The policy takeaway is straightforward. Measurable habitability standards-daylight minimums, ventilation rates, required built-ins-limits on how many micro-units can occupy a building, and binding affordability or long-term rental commitments can turn tiny homes from profit plays into decent, usable homes. Technology will help-modular panels, compact ERVs, smarter communal infrastructure-but only if policy and design insist on quality up front.
If you live in or design for small spaces, be a daylight-first editor. Map the sun path for your unit. Put your main chair or desk where light actually travels. Prioritize vertical storage and low-profile multifunction furniture. Use translucent partitions to keep sightlines open. For air, test simple cross-ventilation and consider a compact ERV or purifier.

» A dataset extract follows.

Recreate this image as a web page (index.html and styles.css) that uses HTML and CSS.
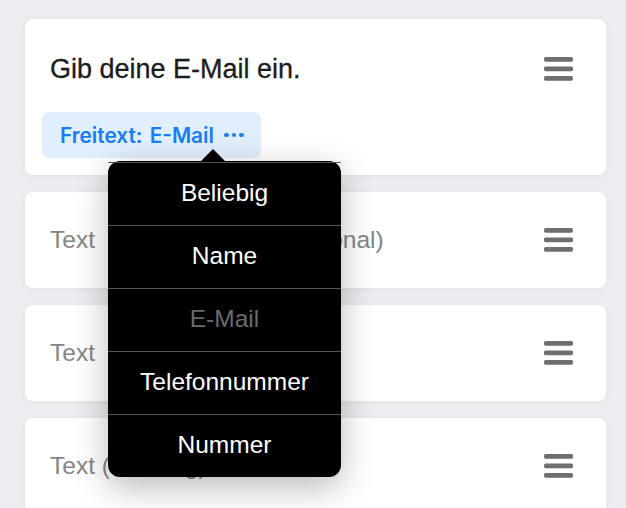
FILE: index.html
```html
<!DOCTYPE html>
<html lang="de">
<head>
  <meta charset="UTF-8" />
  <meta name="viewport" content="width=device-width, initial-scale=1.0"/>
  <title>Formular bearbeiten</title>
  <link rel="stylesheet" href="styles.css">
</head>
<body>
  <div class="list">

    <div class="card card-main">
      <div class="card-head">
        <div class="title">Gib deine E-Mail ein.</div>
        <svg class="handle" width="29" height="24" viewBox="0 0 29 24">
          <rect x="0" y="0" width="29" height="4.7" rx="1.6"/>
          <rect x="0" y="9.5" width="29" height="4.7" rx="1.6"/>
          <rect x="0" y="19" width="29" height="4.7" rx="1.6"/>
        </svg>
      </div>
      <div class="chip-wrap">
        <span class="chip">Freitext: E-Mail <span class="dots"><i></i><i></i><i></i></span></span>

        <div class="popover">
          <div class="popover-arrow"></div>
          <div class="popover-item">Beliebig</div>
          <div class="popover-item">Name</div>
          <div class="popover-item disabled">E-Mail</div>
          <div class="popover-item">Telefonnummer</div>
          <div class="popover-item">Nummer</div>
        </div>
      </div>
    </div>

    <div class="card">
      <div class="placeholder">Text&nbsp; mit Erläuterung (optional)</div>
      <svg class="handle" width="29" height="24" viewBox="0 0 29 24">
        <rect x="0" y="0" width="29" height="4.7" rx="1.6"/>
        <rect x="0" y="9.5" width="29" height="4.7" rx="1.6"/>
        <rect x="0" y="19" width="29" height="4.7" rx="1.6"/>
      </svg>
    </div>

    <div class="card">
      <div class="placeholder">Text</div>
      <svg class="handle" width="29" height="24" viewBox="0 0 29 24">
        <rect x="0" y="0" width="29" height="4.7" rx="1.6"/>
        <rect x="0" y="9.5" width="29" height="4.7" rx="1.6"/>
        <rect x="0" y="19" width="29" height="4.7" rx="1.6"/>
      </svg>
    </div>

    <div class="card">
      <div class="placeholder">Text (einzeilig)</div>
      <svg class="handle" width="29" height="24" viewBox="0 0 29 24">
        <rect x="0" y="0" width="29" height="4.7" rx="1.6"/>
        <rect x="0" y="9.5" width="29" height="4.7" rx="1.6"/>
        <rect x="0" y="19" width="29" height="4.7" rx="1.6"/>
      </svg>
    </div>

  </div>
</body>
</html>
```

FILE: styles.css
```css
body {
  font-family: "Liberation Sans", Arial, sans-serif;
  margin: 0;
  padding: 0;
  background: #ececf1;
  overflow: hidden;
}
.list {
  display: flex;
  flex-direction: column;
  gap: 17px;
  padding: 19px 20px 0 25px;
}
.card {
  background: #fff;
  border-radius: 8px;
  box-shadow: 0 1px 6px rgba(0,0,0,0.05);
  height: 96px;
  box-sizing: border-box;
  padding: 0 33px 0 25px;
  display: flex;
  align-items: center;
  justify-content: space-between;
}
.card-main {
  height: 156px;
  display: block;
  padding: 26px 33px 0 17px;
}
.card-head {
  display: flex;
  align-items: center;
  justify-content: space-between;
  height: 48px;
  padding-left: 8px;
}
.title {
  font-size: 27px;
  color: #1c1c1e;
  -webkit-text-stroke: 0.3px #1c1c1e;
}
.handle {
  fill: #6e6e73;
  flex-shrink: 0;
}
.placeholder {
  font-size: 24.5px;
  color: #858587;
  white-space: nowrap;
}
.chip-wrap {
  position: relative;
  margin-top: 19px;
}
.chip {
  display: inline-flex;
  align-items: center;
  height: 46px;
  padding: 0 17px 0 18px;
  background: #e1eefd;
  border-radius: 7px;
  color: #167df6;
  font-family: Inter, "Liberation Sans", sans-serif;
  font-weight: 600;
  font-size: 20.8px;
  word-spacing: 2px;
  white-space: pre;
}
.dots {
  display: inline-flex;
  gap: 2.6px;
  margin-left: 3px;
}
.dots i {
  width: 4.8px;
  height: 4.8px;
  border-radius: 50%;
  background: #167df6;
}
.popover {
  position: absolute;
  left: 66px;
  top: 49px;
  width: 233px;
  height: 316px;
  box-sizing: border-box;
  padding-top: 1px;
  background: #000;
  border-radius: 12px;
  box-shadow: 0 10px 34px rgba(0,0,0,0.28);
  display: flex;
  flex-direction: column;
  z-index: 10;
}
.popover-arrow {
  position: absolute;
  left: 93px;
  top: -12px;
  width: 0;
  height: 0;
  border-left: 12.5px solid transparent;
  border-right: 12.5px solid transparent;
  border-bottom: 12px solid #000;
}
.popover-item {
  flex: 1;
  display: flex;
  align-items: center;
  justify-content: center;
  color: #fff;
  font-size: 24.5px;
  padding-bottom: 3px;
  border-top: 1px solid #545456;
}
.popover-item:first-of-type {
  border-top: none;
}
.popover-item.disabled {
  color: #6b6b6d;
}
```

You can sketch a sun-path with a paper plate and a pen and learn more about seasonal glare than you expect.
For advocates, push your city to require a one-page daylight sketch with permits, mandate post-occupancy checks, and tie density bonuses to communal amenities sized per resident. Document poor windows, broken ventilation, or missing common spaces with photos and dates. Landlords respond to organized, evidence-backed requests. Planners respond to clear, measurable standards.
What to do next: If you’re renting, do a five-minute midday test before you sign. Stand in the center, note how light moves, and check the air after ten minutes with windows closed. If you design or own, commit to one modular anchor piece and leave a wall cleared for future plug-and-play upgrades. If you want broader change, bring a one-page sun-path sketch and a short habitability checklist to your next tenant meeting or planning hearing. Share before-and-after photos of light and layout fixes. Join or start a tenant group. Sign petitions asking for daylight minimums and ventilation verification.
If enough of us insist on light, flow, and dignity, micro-units will become design-led homes rather than just efficient line items on a spreadsheet.